異なる点としては、接客方法ではないでしょうか。フランスは歴史背景として香水が文化に深く根付いており、お客様は自身の香りの好みがわかっているので選び方も好きか嫌いかのとてもシンプルです。逆に日本はお風呂の文化が発展したように、綺麗好きで、消臭文化が根付いています。そういった歴史的背景からも、香水=強いという固定概念や、香り選びに慎重な方が多いため日本のドルセーでは接客にとても力を入れています。好きなお洋服や、好きな音楽、どのようなシーンで使いたいか、普段の生活習慣、どうなりたいか、またはなりたくないか、など様々なヒアリングをさせていただき、その人に合う、長く時間を共にしていただける1本を選ぶお手伝いをしています。そのためドルセーのスタッフの接客は多くの皆さまに定評をいただいております。

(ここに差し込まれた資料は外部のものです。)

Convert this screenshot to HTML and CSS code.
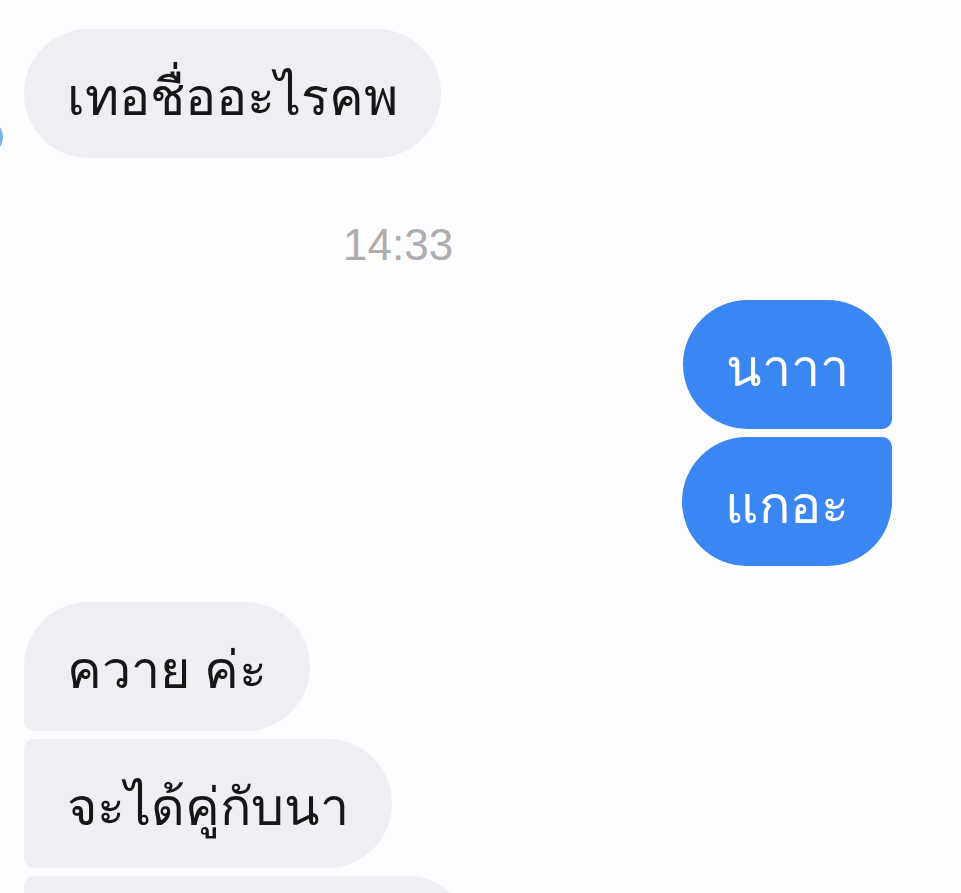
FILE: index.html
```html
<!DOCTYPE html>
<html lang="th">
<head>
<meta charset="utf-8">
<link rel="stylesheet" href="styles.css">
</head>
<body>
<div class="chat">
  <span class="edge-dot"></span>
  <div class="row in"><div class="bubble gray pill">เทอชื่ออะไรคพ</div></div>
  <div class="time">14:33</div>
  <div class="row out"><div class="bubble blue out-first">นาาา</div></div>
  <div class="row out"><div class="bubble blue out-last">แกอะ</div></div>
  <div class="row in"><div class="bubble gray in-first">ควาย ค่ะ</div></div>
  <div class="row in"><div class="bubble gray in-mid">จะได้คู่กับนา</div></div>
  <div class="row in"><div class="bubble gray in-mid wide"></div></div>
</div>
</body>
</html>
```
FILE: styles.css
```css
html, body {
  margin: 0;
  padding: 0;
  background: #fdfcfe;
  overflow: hidden;
}
.chat {
  position: relative;
  display: flex;
  flex-direction: column;
  padding-top: 29px;
  font-family: "Liberation Sans", sans-serif;
}
.edge-dot {
  position: absolute;
  left: -30px;
  top: 120px;
  width: 33px;
  height: 34px;
  border-radius: 50%;
  background: #78b4ea;
}
.row {
  display: flex;
  margin-bottom: 8px;
}
.row.in { padding-left: 24px; }
.row.out { justify-content: flex-end; padding-right: 69px; }
.bubble {
  box-sizing: border-box;
  height: 129px;
  display: flex;
  align-items: center;
  padding: 6px 43px 0 43px;
  font-size: 52px;
  line-height: 1;
  white-space: nowrap;
}
.gray { background: #efeef2; color: #161616; }
.blue { background: #3a86f2; color: #ffffff; }
.pill { border-radius: 65px; }
.out-first { border-radius: 65px 65px 10px 65px; }
.out-last { border-radius: 65px 10px 65px 65px; }
.in-first { border-radius: 65px 65px 65px 10px; }
.in-mid { border-radius: 10px 65px 65px 10px; }
.wide { width: 448px; }
.time {
  margin: 54px 0 30px 0;
  padding-left: 343px;
  height: 50px;
  line-height: 50px;
  font-size: 44px;
  color: #adadad;
}
.row.out + .row.in { margin-top: 28px; }
```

7.今後のブランドのビジョンなどを教えて頂けますでしょうか?

アルフレッド・ドルセーは調香のみにとどまらず、絵画や彫刻、スタイリングなど、自由な精神と大胆さ、情熱的な芸術的センスが高く評価されてきました。ジャン・コクトー、マリー・ローランサン、ジョルジュ・ルパップなど、当時の芸術的、職人的な才能を持つもつ人物たちがドルセーの周りには集まり、彼らとともに時代を牽引していました。そういった歴史背景からも、ドルセーは建築家やアーティストとのコラボレーションを積極的におこなっています。今後も”香水”の枠には止まらない”アート”としての香りのアプローチを続け、多くの方に香りの素晴らしさを伝えていきたいです。